Viene preparato con tagli di scarto del maiale, in particolare quelli del muso, cosa che lo differenzia dal cotechino, conciati poi con spezie quali cannella, pepe, noce moscata, e quant’altro segreti e tradizione familiare abbiano perfezionato nel tempo.
Nel Veneto la sua “morte” è sopra fette di polenta abbrustolita, come purea di patate o cren, una preparazione a base di rafano, il cui retrogusto acido e leggermente piccante fa da ottimo contraltare alla grassa struttura del musetto. Un tempo il cren veniva usato per stimolare l’appetito e, infatti, assieme a lui, una fetta di musetto tira l’altra.
Altra variante con cui si gusta il musetto sono le verze sofegae, dette così perché vanno sottoposte a lenta cottura dopo le prime ghiacciate, così da risultare appassite (cioè sofegae).

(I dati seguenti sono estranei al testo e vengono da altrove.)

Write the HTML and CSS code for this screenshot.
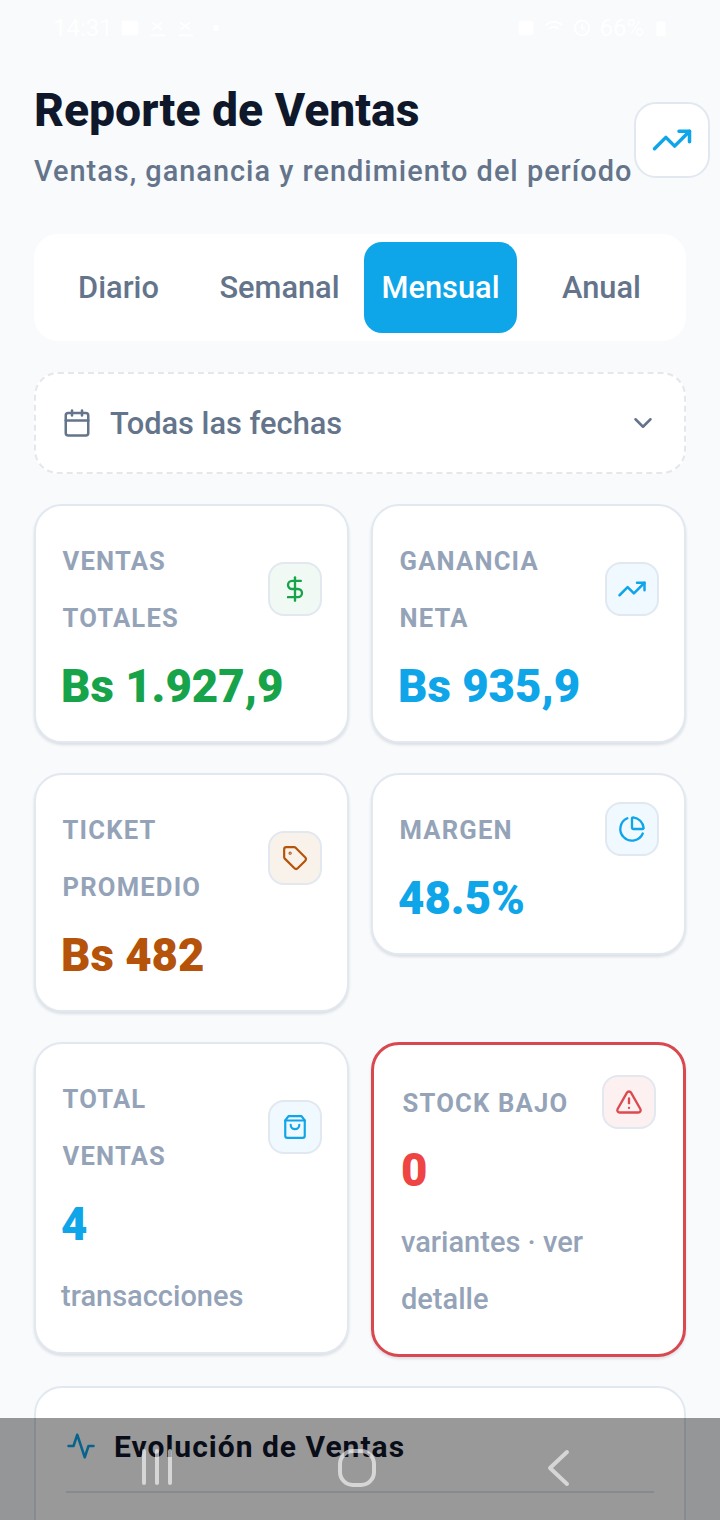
FILE: index.html
```html
<!DOCTYPE html>
<html lang="es">
<head>
  <meta charset="UTF-8" />
  <meta name="viewport" content="width=device-width, initial-scale=1.0" />
  <title>Reporte de Ventas</title>
  <link rel="stylesheet" href="styles.css">
</head>
<body>
  <div class="status-bar">
    <div class="status-side">
      <span>14:31</span>
      <svg class="status-icon" viewBox="0 0 24 24"><rect x="3" y="4" width="18" height="16" rx="2" fill="#fff"/></svg>
      <svg class="status-icon" viewBox="0 0 24 24" fill="none" stroke="#fff" stroke-width="2"><path d="M4 20h16M6 14l10-8M6 6l10 8"/></svg>
      <svg class="status-icon" viewBox="0 0 24 24" fill="none" stroke="#fff" stroke-width="2"><path d="M4 20h16M6 14l10-8M6 6l10 8"/></svg>
      <span class="status-dot"></span>
    </div>
    <div class="status-side">
      <svg class="status-icon" viewBox="0 0 24 24"><rect x="4" y="4" width="16" height="16" rx="3" fill="#fff"/></svg>
      <svg class="status-icon" viewBox="0 0 24 24" fill="none" stroke="#fff" stroke-width="2"><path d="M3 9c5-5 13-5 18 0M7 13c3-3 7-3 10 0"/></svg>
      <svg class="status-icon" viewBox="0 0 24 24" fill="none" stroke="#fff" stroke-width="2"><circle cx="12" cy="12" r="8"/><path d="M12 8v4l3 2"/></svg>
      <span>66%</span>
      <svg class="status-icon" viewBox="0 0 24 24"><rect x="7" y="5" width="10" height="16" rx="2" fill="#fff"/></svg>
    </div>
  </div>

  <main class="page">
    <header class="header">
      <div class="header-text">
        <h1>Reporte de Ventas</h1>
        <p>Ventas, ganancia y rendimiento del período</p>
      </div>
      <button class="header-btn">
        <svg class="icon icon-lg blue" viewBox="0 0 24 24"><polyline points="22 7 13.5 15.5 8.5 10.5 2 17"/><polyline points="16 7 22 7 22 13"/></svg>
      </button>
    </header>

    <nav class="tabs">
      <button class="tab">Diario</button>
      <button class="tab">Semanal</button>
      <button class="tab active">Mensual</button>
      <button class="tab">Anual</button>
    </nav>

    <div class="date-filter">
      <svg class="icon icon-date" viewBox="0 0 24 24"><path d="M8 2v4"/><path d="M16 2v4"/><rect x="3" y="4" width="18" height="18" rx="2"/><path d="M3 10h18"/></svg>
      <span class="date-text">Todas las fechas</span>
      <svg class="icon icon-chevron" viewBox="0 0 24 24"><polyline points="6 9 12 15 18 9"/></svg>
    </div>

    <section class="grid">
      <div class="card">
        <div class="card-head">
          <span class="label">Ventas totales</span>
          <span class="badge badge-green">
            <svg class="icon green" viewBox="0 0 24 24"><path d="M12 2v20"/><path d="M17 5H9.5a3.5 3.5 0 0 0 0 7h5a3.5 3.5 0 0 1 0 7H6"/></svg>
          </span>
        </div>
        <div class="value green">Bs 1.927,9</div>
      </div>

      <div class="card">
        <div class="card-head">
          <span class="label">Ganancia neta</span>
          <span class="badge badge-blue">
            <svg class="icon icon-md blue" viewBox="0 0 24 24"><polyline points="22 7 13.5 15.5 8.5 10.5 2 17"/><polyline points="16 7 22 7 22 13"/></svg>
          </span>
        </div>
        <div class="value blue">Bs 935,9</div>
      </div>

      <div class="card">
        <div class="card-head">
          <span class="label">Ticket promedio</span>
          <span class="badge badge-brown">
            <svg class="icon icon-sm brown" viewBox="0 0 24 24"><path d="M12.586 2.586A2 2 0 0 0 11.172 2H4a2 2 0 0 0-2 2v7.172a2 2 0 0 0 .586 1.414l8.704 8.704a2.426 2.426 0 0 0 3.42 0l6.58-6.58a2.426 2.426 0 0 0 0-3.42z"/><circle cx="7.5" cy="7.5" r=".5"/></svg>
          </span>
        </div>
        <div class="value brown">Bs 482</div>
      </div>

      <div class="card">
        <div class="card-head">
          <span class="label">Margen</span>
          <span class="badge badge-blue">
            <svg class="icon blue" viewBox="0 0 24 24"><path d="M21 12c.552 0 1.005-.449.95-.998a10 10 0 0 0-8.953-8.951c-.55-.055-.998.398-.998.95v8a1 1 0 0 0 1 1z"/><path d="M21.21 15.89A10 10 0 1 1 8 2.83"/></svg>
          </span>
        </div>
        <div class="value blue">48.5%</div>
      </div>

      <div class="card">
        <div class="card-head">
          <span class="label">Total ventas</span>
          <span class="badge badge-blue">
            <svg class="icon icon-sm blue" viewBox="0 0 24 24"><path d="M6 2 3 6v14a2 2 0 0 0 2 2h14a2 2 0 0 0 2-2V6l-3-4Z"/><path d="M3 6h18"/><path d="M16 10a4 4 0 0 1-8 0"/></svg>
          </span>
        </div>
        <div class="value blue">4</div>
        <div class="sub">transacciones</div>
      </div>

      <div class="card card-alert">
        <div class="card-head">
          <span class="label">Stock bajo</span>
          <span class="badge badge-red">
            <svg class="icon red-line" viewBox="0 0 24 24"><path d="m21.73 18-8-14a2 2 0 0 0-3.48 0l-8 14A2 2 0 0 0 4 21h16a2 2 0 0 0 1.73-3"/><path d="M12 9v4"/><path d="M12 17h.01"/></svg>
          </span>
        </div>
        <div class="value red">0</div>
        <div class="sub">variantes · ver detalle</div>
      </div>
    </section>

    <section class="chart-card">
      <div class="chart-head">
        <svg class="icon icon-date blue" viewBox="0 0 24 24"><path d="M22 12h-4l-3 9L9 3l-3 9H2"/></svg>
        <h2>Evolución de Ventas</h2>
      </div>
    </section>
  </main>

  <div class="nav-bar">
    <svg class="nav-icon" width="32" height="36" viewBox="0 0 32 36"><path d="M3 2v32M16 2v32M29 2v32"/></svg>
    <svg class="nav-icon" width="38" height="38" viewBox="0 0 38 38"><rect x="2" y="2" width="34" height="34" rx="13"/></svg>
    <svg class="nav-icon" width="24" height="38" viewBox="0 0 24 38"><path d="M20 3 3 19l17 16"/></svg>
  </div>
</body>
</html>
```

FILE: styles.css
```css
* { box-sizing: border-box; }

html, body {
  margin: 0;
  height: 1520px;
  overflow: hidden;
}
body {
  position: relative;
  font-family: Roboto, sans-serif;
  background-color: #f8fafc;
  color: #0f172a;
}
button {
  font: inherit;
  border: none;
  background: none;
  padding: 0;
}

/* status bar, white on a near white page */
.status-bar {
  height: 56px;
  padding: 0 48px 0 53px;
  display: flex;
  justify-content: space-between;
  align-items: center;
  color: #fff;
  font-size: 24px;
}
.status-side {
  display: flex;
  align-items: center;
  gap: 6px;
}
.status-icon {
  width: 22px;
  height: 22px;
}
.status-dot {
  width: 6px;
  height: 6px;
  margin-left: 10px;
  border-radius: 50%;
  background: #fff;
}

.page { padding: 0 34px; }

.icon {
  width: 28px;
  height: 28px;
  fill: none;
  stroke: currentColor;
  stroke-width: 2;
  stroke-linecap: round;
  stroke-linejoin: round;
  flex: none;
}
.icon-lg { width: 42px; height: 42px; }
.icon-md { width: 30px; height: 30px; }
.icon-sm { width: 26px; height: 26px; }
.icon-date { width: 30px; height: 30px; }
.icon-chevron { width: 30px; height: 30px; }

.green { color: #16a34a; }
.blue { color: #0ea5e9; }
.brown { color: #b45309; }
.red { color: #ef4444; }
.red-line { color: #dc4a4f; }

.header {
  display: flex;
  align-items: center;
  width: 676px;
  margin-top: 23px;
}
.header-text { flex: none; width: 600px; }
.header h1 {
  margin: 0;
  font-size: 46.3px;
  line-height: 62px;
  font-weight: 800;
}
.header p {
  margin: 8px 0 0;
  font-size: 28.9px;
  line-height: 44px;
  font-weight: 500;
  letter-spacing: 1px;
  color: #64748b;
  white-space: nowrap;
}
.header-btn {
  flex: none;
  width: 76px;
  height: 76px;
  margin-top: 7px;
  border: 2px solid #e2e8f0;
  border-radius: 22px;
  background: #fff;
  display: flex;
  align-items: center;
  justify-content: center;
}

.tabs {
  display: flex;
  gap: 8px;
  margin-top: 41px;
  padding: 8px;
  border-radius: 24px;
  background: #fff;
}
.tab {
  flex: 1;
  height: 91px;
  border-radius: 18px;
  font-size: 30.8px;
  font-weight: 500;
  color: #64748b;
}
.tab.active {
  background: #0ea5e9;
  color: #fff;
}

.date-filter {
  display: flex;
  align-items: center;
  height: 102px;
  margin-top: 31px;
  padding: 0 26px;
  border: 2px dashed #e5e7eb;
  border-radius: 24px;
  background: #fff;
  color: #64748b;
}
.date-text {
  flex: 1;
  margin-left: 18px;
  font-size: 30.8px;
  font-weight: 500;
}

.grid {
  display: grid;
  grid-template-columns: 1fr 1fr;
  gap: 30px 22px;
  align-items: start;
  margin-top: 30px;
}
.card {
  padding: 27px 25px;
  border: 2px solid #e2e8f0;
  border-radius: 28px;
  background: #fff;
  box-shadow: 0 2px 3px rgba(15, 23, 42, 0.12);
}
.card-alert {
  padding: 30px 27px 26px;
  border: 3px solid #d9474f;
}
.card-alert .value { margin-top: 12px; }
.card-head {
  display: flex;
  align-items: center;
  justify-content: space-between;
  gap: 20px;
}
.label {
  padding-left: 1.5px;
  font-size: 25.6px;
  line-height: 57px;
  font-weight: 700;
  letter-spacing: 1.2px;
  text-transform: uppercase;
  color: #94a3b8;
}
.badge {
  flex: none;
  width: 54px;
  height: 54px;
  margin-bottom: 3px;
  border: 2px solid #e2e8f0;
  border-radius: 16px;
  display: flex;
  align-items: center;
  justify-content: center;
}
.badge-green { background: #f0f9f3; }
.badge-blue { background: #f0f9ff; }
.badge-brown { background: #f9f2ea; }
.badge-red { background: #fdf0f0; }
.value {
  margin-top: 13px;
  font-size: 45.6px;
  line-height: 54px;
  font-weight: 900;
}
.sub {
  margin-top: 16px;
  font-size: 29px;
  line-height: 57px;
  font-weight: 500;
  color: #94a3b8;
}

.chart-card {
  height: 300px;
  margin-top: 29px;
  padding: 30px;
  border: 2px solid #e2e8f0;
  border-radius: 28px;
  background: #fff;
}
.chart-head {
  display: flex;
  align-items: center;
  gap: 18px;
  height: 75px;
  padding-bottom: 17px;
  border-bottom: 2px solid #e2e8f0;
}
.chart-head h2 {
  margin: 0;
  font-size: 30px;
  font-weight: 700;
  letter-spacing: 1px;
}

/* system navigation bar lies over the page */
.nav-bar {
  position: absolute;
  left: 0;
  right: 0;
  bottom: 0;
  height: 102px;
  background: rgba(0, 0, 0, 0.4);
}
.nav-icon {
  position: absolute;
  top: 31px;
  fill: none;
  stroke: rgba(255, 255, 255, 0.6);
  stroke-width: 4;
  stroke-linecap: round;
  stroke-linejoin: round;
}
.nav-icon:nth-child(1) { left: 141px; }
.nav-icon:nth-child(2) { left: 338px; }
.nav-icon:nth-child(3) { left: 547px; }
```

In Friuli, invece, tradizione vuole che il musetto vada abbinato, oltre che alle verze, anche alla brovada, una lavorazione delle rape locali particolarmente intrigante. La conservazione delle rape sotto aceto era già conosciuta dai romani, tanto è vero che ne parlava Apicio, in quanto Aquileia, dopo Roma, era una delle principali città dell’Impero. Vengono messe a macerare entro grossi tini di legno assieme alle vinacce, quindi dopo la vendemmia, acqua, sale e pressate con un coperchio di legno e pietra per almeno un mese per ottenere una adeguata fermentazione. Da bianche con il colletto viola assumono il colore rosato delle vinacce stesse. A questo punto si grattugiano con il gratì, un arnese di legno con lame metalliche. Messe a cuocere lentamente con pesto di lardo e cipolla sono pronte quando assumono un colore marrone di castagna. Si maritano poi al meglio con il musetto. Un bene e una tradizione preziosa, tutelata da apposita disciplinare DOP. In Carnia, invece, dove non è possibile la coltivazione della vite, la brovada, tradizionalmente, viene preparata con le pere locali, dette di San Luigi.